Mumsnet has not checked the qualifications of anyone posting here. If you need help urgently or expert advice, please see our domestic violence webguide and/or relationships webguide. Many Mumsnetters experiencing domestic abuse have found this thread helpful: Listen up, everybody

No sex - he thinks its funny

33 replies

Alfiesmom15 · 31/07/2019 13:36

So me and my partner have had sex once in 12 months. It's been dwindling the last couple years and even though you dont want to count the amount of times. Ita hard not to when it's such a rarity... ( I came off contraception 2 months ago to see if it would help with migraines and other issues, we discussed it beforehand and in all honesty I just thought what's the point in putting all those extra hormones in my body when I ain't getting any) any the other night we were talking about stuff and I mentioned headaches ir something and he was like I thought that's why you came off the pill... and anyway you probably thought what's the point and found it hilariously funny....
Why would it be funny we dont have a sex life? I dont see any humour in that side of things whatsoever ever.... I kind of want to ask why he finds it so funny but I dont even know how.... it's literally been tearing me apart the last couple years with the lack of intimacy and he thinks it's one big bloody joke.

OP posts:
FrothyB · 31/07/2019 15:56

From a male perspective, are you aware of him having issues functioning down there? Does he seem content or happy with other aspects of your lives? Is he a fit/healthy individual physically?

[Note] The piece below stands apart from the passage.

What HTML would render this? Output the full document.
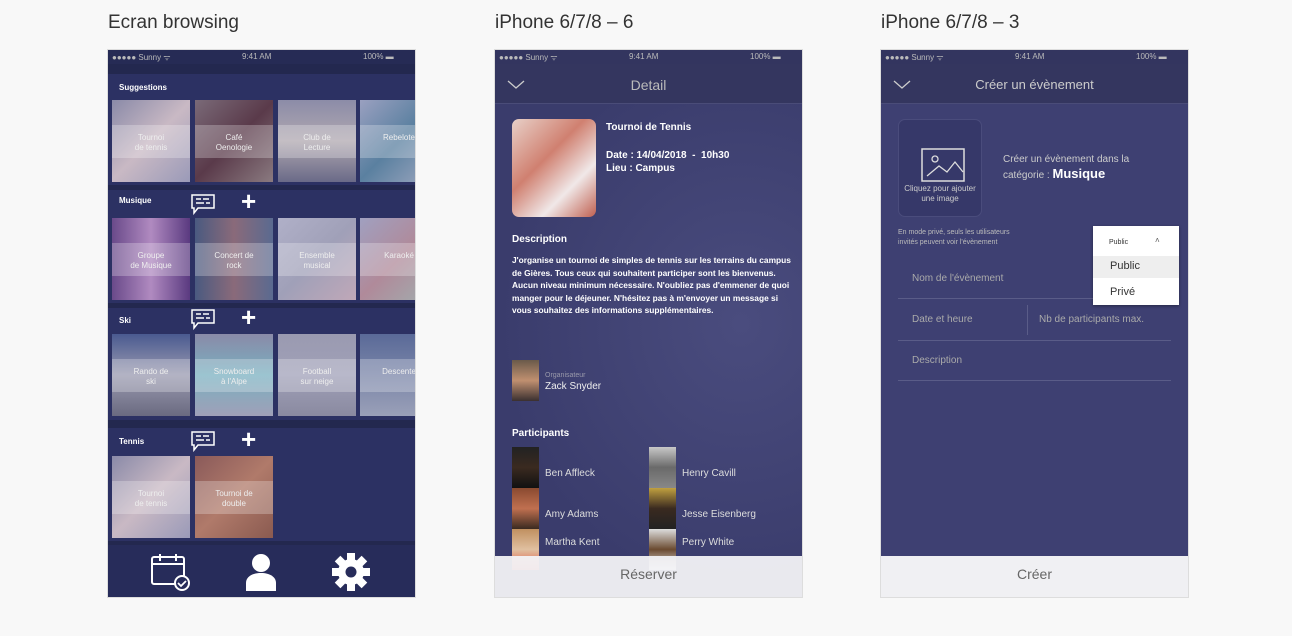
<!DOCTYPE html>
<html><head><meta charset="utf-8"><style>
*{margin:0;padding:0;box-sizing:border-box}
body{width:1292px;height:636px;background:#f8f8f8;font-family:"Liberation Sans",sans-serif;position:relative;overflow:hidden}
.t{position:absolute;top:12px;font-size:19px;color:#333}
.ph{position:absolute;top:50px;width:307px;height:547px;overflow:hidden;outline:1px solid #ddd}
.sb{position:absolute;left:0;top:0;width:100%;height:14px;font-size:8px;color:#bbb}
.sb span{position:absolute;top:2px}
.abs{position:absolute}
.tile{position:absolute;width:78px;height:82px}
.tile .band{position:absolute;left:0;right:0;top:25px;height:33px;background:rgba(255,255,255,.25);color:#eee;font-size:8px;text-align:center;padding-top:8px;line-height:10px}
.sec{position:absolute;left:0;width:100%;background:#2c3163}
.lbl{position:absolute;left:11px;color:#fff;font-size:8px;font-weight:bold}
.w{color:#fff}
</style></head><body>
<div class="t" style="left:108px">Ecran browsing</div>
<div class="t" style="left:495px">iPhone 6/7/8 – 6</div>
<div class="t" style="left:881px">iPhone 6/7/8 – 3</div>

<!-- Phone 1 -->
<div class="ph" style="left:108px;background:#23284f">
 <div class="sb" style="background:#262b55"><span style="left:4px">●●●●● Sunny ᯤ</span><span style="left:134px">9:41 AM</span><span style="left:255px">100% ▬</span></div>
 <div class="sec" style="top:24px;height:111px"></div>
 <div class="lbl" style="top:33px">Suggestions</div>
 <div class="tile" style="left:4px;top:50px;background:linear-gradient(135deg,#8a8aa8,#c9b9c4,#9a9ab8)"><div class="band">Tournoi<br>de tennis</div></div>
 <div class="tile" style="left:87px;top:50px;background:linear-gradient(135deg,#7a6a78,#5a3a4a,#8a7a80)"><div class="band">Café<br>Oenologie</div></div>
 <div class="tile" style="left:170px;top:50px;background:linear-gradient(180deg,#8c8ca8,#b0a8b0,#6a6a88)"><div class="band">Club de<br>Lecture</div></div>
 <div class="tile" style="left:252px;top:50px;background:linear-gradient(135deg,#9aa0c0,#5a80a0,#a0a8c0)"><div class="band">Rebelote</div></div>
 <div class="sec" style="top:140px;height:113px"></div>
 <div class="lbl" style="top:146px">Musique</div>
 <svg class="abs" style="left:82px;top:143px" width="26" height="22" viewBox="0 0 26 22"><path d="M2 2h22v13H8l-4 5v-5H2z" fill="none" stroke="#fff" stroke-width="1.5"/><path d="M6 6h5M13 6h6M6 10h8M16 10h4" stroke="#fff" stroke-width="1.5"/></svg>
 <div class="abs w" style="left:133px;top:136px;font-size:26px;font-weight:bold">+</div>
 <div class="tile" style="left:4px;top:168px;background:linear-gradient(90deg,#6a4a8a,#b08ac0,#5a3a80)"><div class="band">Groupe<br>de Musique</div></div>
 <div class="tile" style="left:87px;top:168px;background:linear-gradient(90deg,#4a5a80,#8a6a7a,#5a6a90)"><div class="band">Concert de<br>rock</div></div>
 <div class="tile" style="left:170px;top:168px;background:linear-gradient(135deg,#b0b0c8,#a0a0b8,#c0a8b8)"><div class="band">Ensemble<br>musical</div></div>
 <div class="tile" style="left:252px;top:168px;background:linear-gradient(135deg,#a0a0c0,#b08a9a,#a0b0b0)"><div class="band">Karaoké</div></div>
 <div class="sec" style="top:258px;height:112px"></div>
 <div class="lbl" style="top:266px">Ski</div>
 <svg class="abs" style="left:82px;top:258px" width="26" height="22" viewBox="0 0 26 22"><path d="M2 2h22v13H8l-4 5v-5H2z" fill="none" stroke="#fff" stroke-width="1.5"/><path d="M6 6h5M13 6h6M6 10h8M16 10h4" stroke="#fff" stroke-width="1.5"/></svg>
 <div class="abs w" style="left:133px;top:252px;font-size:26px;font-weight:bold">+</div>
 <div class="tile" style="left:4px;top:284px;background:linear-gradient(180deg,#4a5a90,#9a9ab0,#6a6a80)"><div class="band">Rando de<br>ski</div></div>
 <div class="tile" style="left:87px;top:284px;background:linear-gradient(180deg,#8a8aa8,#7ab0c0,#a0a0b8)"><div class="band">Snowboard<br>à l'Alpe</div></div>
 <div class="tile" style="left:170px;top:284px;background:linear-gradient(180deg,#9a9ab0,#a0a0b8,#8a8aa0)"><div class="band">Football<br>sur neige</div></div>
 <div class="tile" style="left:252px;top:284px;background:linear-gradient(180deg,#5a6a98,#9aa0b8)"><div class="band">Descente</div></div>
 <div class="sec" style="top:378px;height:113px"></div>
 <div class="lbl" style="top:387px">Tennis</div>
 <svg class="abs" style="left:82px;top:380px" width="26" height="22" viewBox="0 0 26 22"><path d="M2 2h22v13H8l-4 5v-5H2z" fill="none" stroke="#fff" stroke-width="1.5"/><path d="M6 6h5M13 6h6M6 10h8M16 10h4" stroke="#fff" stroke-width="1.5"/></svg>
 <div class="abs w" style="left:133px;top:374px;font-size:26px;font-weight:bold">+</div>
 <div class="tile" style="left:4px;top:406px;background:linear-gradient(135deg,#8a8aa8,#c9b9c4,#9a9ab8)"><div class="band">Tournoi<br>de tennis</div></div>
 <div class="tile" style="left:87px;top:406px;background:linear-gradient(135deg,#8a5a5a,#b07a6a,#8a5a50)"><div class="band">Tournoi de<br>double</div></div>
 <div class="abs" style="left:0;top:495px;width:100%;height:52px;background:#272c5a"></div>
 <svg class="abs" style="left:42px;top:502px" width="42" height="40" viewBox="0 0 42 40"><rect x="2" y="5" width="32" height="27" rx="2" fill="none" stroke="#fff" stroke-width="2"/><path d="M2 12h32M10 2v7M26 2v7" stroke="#fff" stroke-width="2"/><circle cx="32" cy="31" r="7" fill="#272c5a" stroke="#fff" stroke-width="2"/><path d="M28 31l3 3 5-5" fill="none" stroke="#fff" stroke-width="1.8"/></svg>
 <svg class="abs" style="left:136px;top:502px" width="34" height="40" viewBox="0 0 34 40"><circle cx="17" cy="11" r="9" fill="#fff"/><path d="M2 39v-8c0-6 6-10 15-10s15 4 15 10v8z" fill="#fff"/></svg>
 <svg class="abs" style="left:223px;top:502px" width="40" height="40" viewBox="0 0 40 40"><g fill="#fff" transform="translate(20 20)"><circle r="13"/><g id="k"><rect x="-4" y="-19" width="8" height="8"/></g><use href="#k" transform="rotate(45)"/><use href="#k" transform="rotate(90)"/><use href="#k" transform="rotate(135)"/><use href="#k" transform="rotate(180)"/><use href="#k" transform="rotate(225)"/><use href="#k" transform="rotate(270)"/><use href="#k" transform="rotate(315)"/></g><circle cx="20" cy="20" r="5.5" fill="#272c5a"/></svg>
</div>

<!-- Phone 2 -->
<div class="ph" style="left:495px;background:radial-gradient(ellipse at 80% 50%,#4a4c7e,#3a3c6c 70%)">
 <div class="sb" style="background:#33355f"><span style="left:4px">●●●●● Sunny ᯤ</span><span style="left:134px">9:41 AM</span><span style="left:255px">100% ▬</span></div>
 <div class="abs" style="top:14px;left:0;width:100%;height:40px;background:#34365f;border-bottom:1px solid #4a4c78"></div>
 <svg class="abs" style="left:12px;top:30px" width="18" height="10"><path d="M1 1l8 7 8-7" fill="none" stroke="#ccc" stroke-width="1.3"/></svg>
 <div class="abs" style="top:27px;width:100%;text-align:center;color:#bbb;font-size:14px">Detail</div>
 <div class="abs" style="left:17px;top:69px;width:84px;height:98px;border-radius:7px;background:linear-gradient(135deg,#e8d0c8,#d08070 40%,#f0e8e8 70%,#c06050)"></div>
 <div class="abs w" style="left:111px;top:72px;font-size:10px;font-weight:bold">Tournoi de Tennis</div>
 <div class="abs w" style="left:111px;top:99px;font-size:10px;font-weight:bold;line-height:13px">Date : 14/04/2018 &nbsp;- &nbsp;10h30<br>Lieu : Campus</div>
 <div class="abs w" style="left:17px;top:184px;font-size:10px;font-weight:bold">Description</div>
 <div class="abs w" style="left:17px;top:204px;font-size:8.4px;font-weight:bold;line-height:12.6px;width:285px">J'organise un tournoi de simples de tennis sur les terrains du campus de Gières. Tous ceux qui souhaitent participer sont les bienvenus. Aucun niveau minimum nécessaire. N'oubliez pas d'emmener de quoi manger pour le déjeuner. N'hésitez pas à m'envoyer un message si vous souhaitez des informations supplémentaires.</div>
 <div class="abs" style="left:17px;top:310px;width:27px;height:41px;background:linear-gradient(#6a5a4a,#c09070,#3a3030)"></div>
 <div class="abs" style="left:50px;top:322px;font-size:7px;color:#99a">Organisateur</div>
 <div class="abs" style="left:50px;top:331px;font-size:10px;color:#eee">Zack Snyder</div>
 <div class="abs w" style="left:17px;top:378px;font-size:10px;font-weight:bold">Participants</div>
 <div class="abs" style="left:17px;top:397px;width:27px;height:41px;background:linear-gradient(#222,#3a2a20,#111)"></div>
 <div class="abs" style="left:17px;top:438px;width:27px;height:41px;background:linear-gradient(#8a4a30,#c07050,#3a2a20)"></div>
 <div class="abs" style="left:17px;top:479px;width:27px;height:41px;background:linear-gradient(#c09060,#e0c0a0,#e05040)"></div>
 <div class="abs" style="left:154px;top:397px;width:27px;height:41px;background:linear-gradient(#c8c8c8,#6a6a6a,#888)"></div>
 <div class="abs" style="left:154px;top:438px;width:27px;height:41px;background:linear-gradient(#c0a040,#3a2a20,#222)"></div>
 <div class="abs" style="left:154px;top:479px;width:27px;height:41px;background:linear-gradient(#ddd,#6a4a30,#eee)"></div>
 <div class="abs" style="left:50px;top:418px;font-size:10px;color:#ddd">Ben Affleck</div>
 <div class="abs" style="left:50px;top:459px;font-size:10px;color:#ddd">Amy Adams</div>
 <div class="abs" style="left:50px;top:487px;font-size:10px;color:#ddd">Martha Kent</div>
 <div class="abs" style="left:187px;top:418px;font-size:10px;color:#ddd">Henry Cavill</div>
 <div class="abs" style="left:187px;top:459px;font-size:10px;color:#ddd">Jesse Eisenberg</div>
 <div class="abs" style="left:187px;top:487px;font-size:10px;color:#ddd">Perry White</div>
 <div class="abs" style="left:0;top:506px;width:100%;height:41px;background:rgba(242,242,245,.95);text-align:center;color:#666;font-size:14px;padding-top:10px">Réserver</div>
</div>

<!-- Phone 3 -->
<div class="ph" style="left:881px;background:#3e4072">
 <div class="sb" style="background:#33355f"><span style="left:4px">●●●●● Sunny ᯤ</span><span style="left:134px">9:41 AM</span><span style="left:255px">100% ▬</span></div>
 <div class="abs" style="top:14px;left:0;width:100%;height:40px;background:#34365f;border-bottom:1px solid #4a4c78"></div>
 <svg class="abs" style="left:12px;top:30px" width="18" height="10"><path d="M1 1l8 7 8-7" fill="none" stroke="#ccc" stroke-width="1.3"/></svg>
 <div class="abs" style="top:27px;width:100%;text-align:center;color:#ccc;font-size:13px">Créer un évènement</div>
 <div class="abs" style="left:17px;top:69px;width:84px;height:98px;border-radius:7px;background:#363869;border:1px solid #4a4c7c"></div>
 <svg class="abs" style="left:40px;top:98px" width="44" height="34" viewBox="0 0 44 34"><rect x="1" y="1" width="42" height="32" fill="none" stroke="#ddd" stroke-width="1.5"/><circle cx="14" cy="11" r="3" fill="none" stroke="#ddd" stroke-width="1.3"/><path d="M6 28l12-10 8 6 8-10 8 10" fill="none" stroke="#ddd" stroke-width="1.3"/></svg>
 <div class="abs" style="left:12px;top:134px;width:94px;text-align:center;color:#ccc;font-size:8px;line-height:10px">Cliquez pour ajouter<br>une image</div>
 <div class="abs" style="left:122px;top:103px;color:#ccc;font-size:10px;line-height:14px">Créer un évènement dans la<br>catégorie : <b style="color:#fff;font-size:13px">Musique</b></div>
 <div class="abs" style="left:17px;top:178px;color:#bbb;font-size:7px;line-height:10px">En mode privé, seuls les utilisateurs<br>invités peuvent voir l'évènement</div>
 <div class="abs" style="left:31px;top:223px;color:#aaa;font-size:10px">Nom de l'évènement</div>
 <div class="abs" style="left:17px;top:248px;width:273px;height:1px;background:#5a5c88"></div>
 <div class="abs" style="left:31px;top:264px;color:#aaa;font-size:10px">Date et heure</div>
 <div class="abs" style="left:146px;top:255px;width:1px;height:30px;background:#5a5c88"></div>
 <div class="abs" style="left:158px;top:264px;color:#aaa;font-size:10px">Nb de participants max.</div>
 <div class="abs" style="left:17px;top:290px;width:273px;height:1px;background:#5a5c88"></div>
 <div class="abs" style="left:31px;top:305px;color:#aaa;font-size:10px">Description</div>
 <div class="abs" style="left:17px;top:330px;width:273px;height:1px;background:#5a5c88"></div>
 <div class="abs" style="left:212px;top:176px;width:86px;height:79px;background:#fff;box-shadow:0 1px 3px rgba(0,0,0,.4)">
  <div style="position:absolute;left:16px;top:13px;font-size:7px;color:#333">Public</div>
  <div style="position:absolute;left:62px;top:10px;font-size:8px;color:#555">˄</div>
  <div style="position:absolute;left:0;top:30px;width:86px;height:22px;background:#eee;font-size:11px;color:#333;padding:4px 0 0 17px">Public</div>
  <div style="position:absolute;left:17px;top:60px;font-size:11px;color:#333">Privé</div>
 </div>
 <div class="abs" style="left:0;top:506px;width:100%;height:41px;background:#f0f0f3;text-align:center;color:#666;font-size:14px;padding-top:10px">Créer</div>
</div>
</body></html>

You say he only works part time weekends, stays up all night watching TV etc. That doesn't sound like he has a massive amount of self esteem. Does he generally have a dry or self depreciating sense of humour? If I "stopped working" or was otherwise having difficulties and was having difficulty facing up to them, I could easily imagine saying something like "What's the point of taking the pill anyway?" followed by laughing, but I'd be feeling anger and shame at myself for having the problem.

I have what would be considered a relatively low sex drive, but to not want to have sex with my partner at all? There's something deeper going wrong somewhere, and I would suggest with him.

Alfiesmom15 · 31/07/2019 16:16

No not aware of any problems, he works nights at the weekend so during the week it's hard for his.to switch off at 10pm which I do understand, i might write an email of something so he has time to process what I'm saying.... at the minute I got all sorts of emotions going on I might end up losing my temper

OP posts:
Northernparent68 · 31/07/2019 17:11

The laughing could be nerves

Epona1 · 31/07/2019 17:33

If he only works nights at weekends, what exactly is he doing for the rest of the week?

Alfiesmom15 · 31/07/2019 19:53

He looks after our son while I work full time.

OP posts:
caringcarer · 31/07/2019 22:41

Does he make you feel loved in other ways? Does he cuddle you, hold your hand when out, kiss yoh and tell you he loves you op ? If not then i don't see what you have left together. I would wonder if he was seeing anyone else whilst you are at work. No sex at all would be deal breaker for me, especially if he was laughing about it. Don't throw away your chances of future happiness on this dysfunctional man.

cokecola32 · 31/07/2019 22:55

He's become a porn addict. Simple as. If he's not Ill, no ow, and not on antidepressants, it's porn.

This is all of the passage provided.